Raw data:
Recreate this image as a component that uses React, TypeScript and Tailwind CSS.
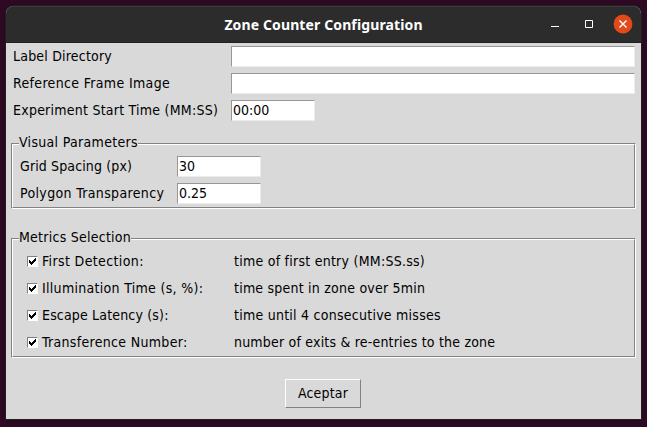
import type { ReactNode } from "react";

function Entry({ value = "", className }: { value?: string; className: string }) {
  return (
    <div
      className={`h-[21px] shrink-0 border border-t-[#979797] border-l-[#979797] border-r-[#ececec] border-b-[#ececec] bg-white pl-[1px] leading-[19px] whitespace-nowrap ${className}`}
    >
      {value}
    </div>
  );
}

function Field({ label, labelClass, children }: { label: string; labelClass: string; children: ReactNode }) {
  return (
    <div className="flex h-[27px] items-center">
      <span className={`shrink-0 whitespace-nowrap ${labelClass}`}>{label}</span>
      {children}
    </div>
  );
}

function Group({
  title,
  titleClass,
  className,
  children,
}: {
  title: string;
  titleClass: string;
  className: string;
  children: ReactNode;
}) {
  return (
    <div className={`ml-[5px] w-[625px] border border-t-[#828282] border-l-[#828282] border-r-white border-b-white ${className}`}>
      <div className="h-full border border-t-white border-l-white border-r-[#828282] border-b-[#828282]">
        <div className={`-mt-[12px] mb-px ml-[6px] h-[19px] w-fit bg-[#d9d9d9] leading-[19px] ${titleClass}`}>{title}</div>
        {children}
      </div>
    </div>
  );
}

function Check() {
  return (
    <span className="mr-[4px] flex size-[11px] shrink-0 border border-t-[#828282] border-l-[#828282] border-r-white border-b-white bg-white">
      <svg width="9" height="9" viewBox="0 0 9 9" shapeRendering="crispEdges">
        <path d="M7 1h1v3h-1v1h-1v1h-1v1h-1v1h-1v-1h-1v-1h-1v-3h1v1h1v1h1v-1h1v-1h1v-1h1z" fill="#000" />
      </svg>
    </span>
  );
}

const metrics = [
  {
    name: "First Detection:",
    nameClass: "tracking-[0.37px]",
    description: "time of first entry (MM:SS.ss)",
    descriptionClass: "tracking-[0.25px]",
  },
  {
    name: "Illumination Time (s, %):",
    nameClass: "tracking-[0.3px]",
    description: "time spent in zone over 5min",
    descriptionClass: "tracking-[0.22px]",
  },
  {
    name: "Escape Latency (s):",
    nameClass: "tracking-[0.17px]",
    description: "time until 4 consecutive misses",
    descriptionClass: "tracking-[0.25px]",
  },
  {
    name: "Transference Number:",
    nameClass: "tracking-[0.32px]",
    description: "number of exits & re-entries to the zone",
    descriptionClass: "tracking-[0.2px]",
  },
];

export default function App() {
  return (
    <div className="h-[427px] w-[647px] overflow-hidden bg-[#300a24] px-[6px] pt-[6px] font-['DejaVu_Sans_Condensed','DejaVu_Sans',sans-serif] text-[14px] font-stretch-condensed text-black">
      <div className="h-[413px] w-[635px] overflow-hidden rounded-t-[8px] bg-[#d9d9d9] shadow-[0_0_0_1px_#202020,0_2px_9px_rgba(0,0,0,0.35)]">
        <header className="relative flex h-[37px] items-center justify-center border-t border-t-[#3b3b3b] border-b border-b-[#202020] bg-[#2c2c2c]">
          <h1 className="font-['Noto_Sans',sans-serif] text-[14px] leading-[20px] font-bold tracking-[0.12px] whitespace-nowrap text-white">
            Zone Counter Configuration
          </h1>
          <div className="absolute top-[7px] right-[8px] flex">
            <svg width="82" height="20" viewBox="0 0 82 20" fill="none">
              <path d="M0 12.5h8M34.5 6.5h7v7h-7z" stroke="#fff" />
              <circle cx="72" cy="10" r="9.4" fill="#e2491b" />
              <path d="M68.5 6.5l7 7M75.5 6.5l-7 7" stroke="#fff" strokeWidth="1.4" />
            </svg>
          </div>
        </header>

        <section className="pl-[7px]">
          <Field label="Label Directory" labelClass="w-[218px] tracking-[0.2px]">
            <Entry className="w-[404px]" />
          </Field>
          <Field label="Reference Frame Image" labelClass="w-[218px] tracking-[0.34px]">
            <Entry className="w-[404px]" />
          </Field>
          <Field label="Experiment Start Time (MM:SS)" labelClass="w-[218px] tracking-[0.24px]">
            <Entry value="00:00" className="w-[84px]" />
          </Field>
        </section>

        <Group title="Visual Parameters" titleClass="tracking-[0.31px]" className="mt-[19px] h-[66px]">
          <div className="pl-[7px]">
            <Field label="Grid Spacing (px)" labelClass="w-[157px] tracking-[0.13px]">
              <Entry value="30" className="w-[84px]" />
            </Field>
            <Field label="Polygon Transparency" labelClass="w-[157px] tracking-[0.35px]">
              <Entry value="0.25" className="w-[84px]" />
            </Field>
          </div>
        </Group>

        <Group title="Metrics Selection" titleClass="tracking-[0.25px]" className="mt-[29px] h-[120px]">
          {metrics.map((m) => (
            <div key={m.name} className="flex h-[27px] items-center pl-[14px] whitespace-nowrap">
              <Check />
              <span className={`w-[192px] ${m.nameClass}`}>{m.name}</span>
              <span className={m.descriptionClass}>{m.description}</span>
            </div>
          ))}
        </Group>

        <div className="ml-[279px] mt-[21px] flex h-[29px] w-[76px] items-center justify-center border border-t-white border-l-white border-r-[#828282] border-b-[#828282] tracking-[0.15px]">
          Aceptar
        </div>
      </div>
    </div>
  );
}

What is asked: The material above must be printed exactly, with its pictures left out.

Output for this task:
Recreate this image as a component that uses React, TypeScript and Tailwind CSS.
import type { ReactNode } from "react";

function Entry({ value = "", className }: { value?: string; className: string }) {
  return (
    <div
      className={`h-[21px] shrink-0 border border-t-[#979797] border-l-[#979797] border-r-[#ececec] border-b-[#ececec] bg-white pl-[1px] leading-[19px] whitespace-nowrap ${className}`}
    >
      {value}
    </div>
  );
}

function Field({ label, labelClass, children }: { label: string; labelClass: string; children: ReactNode }) {
  return (
    <div className="flex h-[27px] items-center">
      <span className={`shrink-0 whitespace-nowrap ${labelClass}`}>{label}</span>
      {children}
    </div>
  );
}

function Group({
  title,
  titleClass,
  className,
  children,
}: {
  title: string;
  titleClass: string;
  className: string;
  children: ReactNode;
}) {
  return (
    <div className={`ml-[5px] w-[625px] border border-t-[#828282] border-l-[#828282] border-r-white border-b-white ${className}`}>
      <div className="h-full border border-t-white border-l-white border-r-[#828282] border-b-[#828282]">
        <div className={`-mt-[12px] mb-px ml-[6px] h-[19px] w-fit bg-[#d9d9d9] leading-[19px] ${titleClass}`}>{title}</div>
        {children}
      </div>
    </div>
  );
}

function Check() {
  return (
    <span className="mr-[4px] flex size-[11px] shrink-0 border border-t-[#828282] border-l-[#828282] border-r-white border-b-white bg-white">
      <svg width="9" height="9" viewBox="0 0 9 9" shapeRendering="crispEdges">
        <path d="M7 1h1v3h-1v1h-1v1h-1v1h-1v1h-1v-1h-1v-1h-1v-3h1v1h1v1h1v-1h1v-1h1v-1h1z" fill="#000" />
      </svg>
    </span>
  );
}

const metrics = [
  {
    name: "First Detection:",
    nameClass: "tracking-[0.37px]",
    description: "time of first entry (MM:SS.ss)",
    descriptionClass: "tracking-[0.25px]",
  },
  {
    name: "Illumination Time (s, %):",
    nameClass: "tracking-[0.3px]",
    description: "time spent in zone over 5min",
    descriptionClass: "tracking-[0.22px]",
  },
  {
    name: "Escape Latency (s):",
    nameClass: "tracking-[0.17px]",
    description: "time until 4 consecutive misses",
    descriptionClass: "tracking-[0.25px]",
  },
  {
    name: "Transference Number:",
    nameClass: "tracking-[0.32px]",
    description: "number of exits & re-entries to the zone",
    descriptionClass: "tracking-[0.2px]",
  },
];

export default function App() {
  return (
    <div className="h-[427px] w-[647px] overflow-hidden bg-[#300a24] px-[6px] pt-[6px] font-['DejaVu_Sans_Condensed','DejaVu_Sans',sans-serif] text-[14px] font-stretch-condensed text-black">
      <div className="h-[413px] w-[635px] overflow-hidden rounded-t-[8px] bg-[#d9d9d9] shadow-[0_0_0_1px_#202020,0_2px_9px_rgba(0,0,0,0.35)]">
        <header className="relative flex h-[37px] items-center justify-center border-t border-t-[#3b3b3b] border-b border-b-[#202020] bg-[#2c2c2c]">
          <h1 className="font-['Noto_Sans',sans-serif] text-[14px] leading-[20px] font-bold tracking-[0.12px] whitespace-nowrap text-white">
            Zone Counter Configuration
          </h1>
          <div className="absolute top-[7px] right-[8px] flex">
            <svg width="82" height="20" viewBox="0 0 82 20" fill="none">
              <path d="M0 12.5h8M34.5 6.5h7v7h-7z" stroke="#fff" />
              <circle cx="72" cy="10" r="9.4" fill="#e2491b" />
              <path d="M68.5 6.5l7 7M75.5 6.5l-7 7" stroke="#fff" strokeWidth="1.4" />
            </svg>
          </div>
        </header>

        <section className="pl-[7px]">
          <Field label="Label Directory" labelClass="w-[218px] tracking-[0.2px]">
            <Entry className="w-[404px]" />
          </Field>
          <Field label="Reference Frame Image" labelClass="w-[218px] tracking-[0.34px]">
            <Entry className="w-[404px]" />
          </Field>
          <Field label="Experiment Start Time (MM:SS)" labelClass="w-[218px] tracking-[0.24px]">
            <Entry value="00:00" className="w-[84px]" />
          </Field>
        </section>

        <Group title="Visual Parameters" titleClass="tracking-[0.31px]" className="mt-[19px] h-[66px]">
          <div className="pl-[7px]">
            <Field label="Grid Spacing (px)" labelClass="w-[157px] tracking-[0.13px]">
              <Entry value="30" className="w-[84px]" />
            </Field>
            <Field label="Polygon Transparency" labelClass="w-[157px] tracking-[0.35px]">
              <Entry value="0.25" className="w-[84px]" />
            </Field>
          </div>
        </Group>

        <Group title="Metrics Selection" titleClass="tracking-[0.25px]" className="mt-[29px] h-[120px]">
          {metrics.map((m) => (
            <div key={m.name} className="flex h-[27px] items-center pl-[14px] whitespace-nowrap">
              <Check />
              <span className={`w-[192px] ${m.nameClass}`}>{m.name}</span>
              <span className={m.descriptionClass}>{m.description}</span>
            </div>
          ))}
        </Group>

        <div className="ml-[279px] mt-[21px] flex h-[29px] w-[76px] items-center justify-center border border-t-white border-l-white border-r-[#828282] border-b-[#828282] tracking-[0.15px]">
          Aceptar
        </div>
      </div>
    </div>
  );
}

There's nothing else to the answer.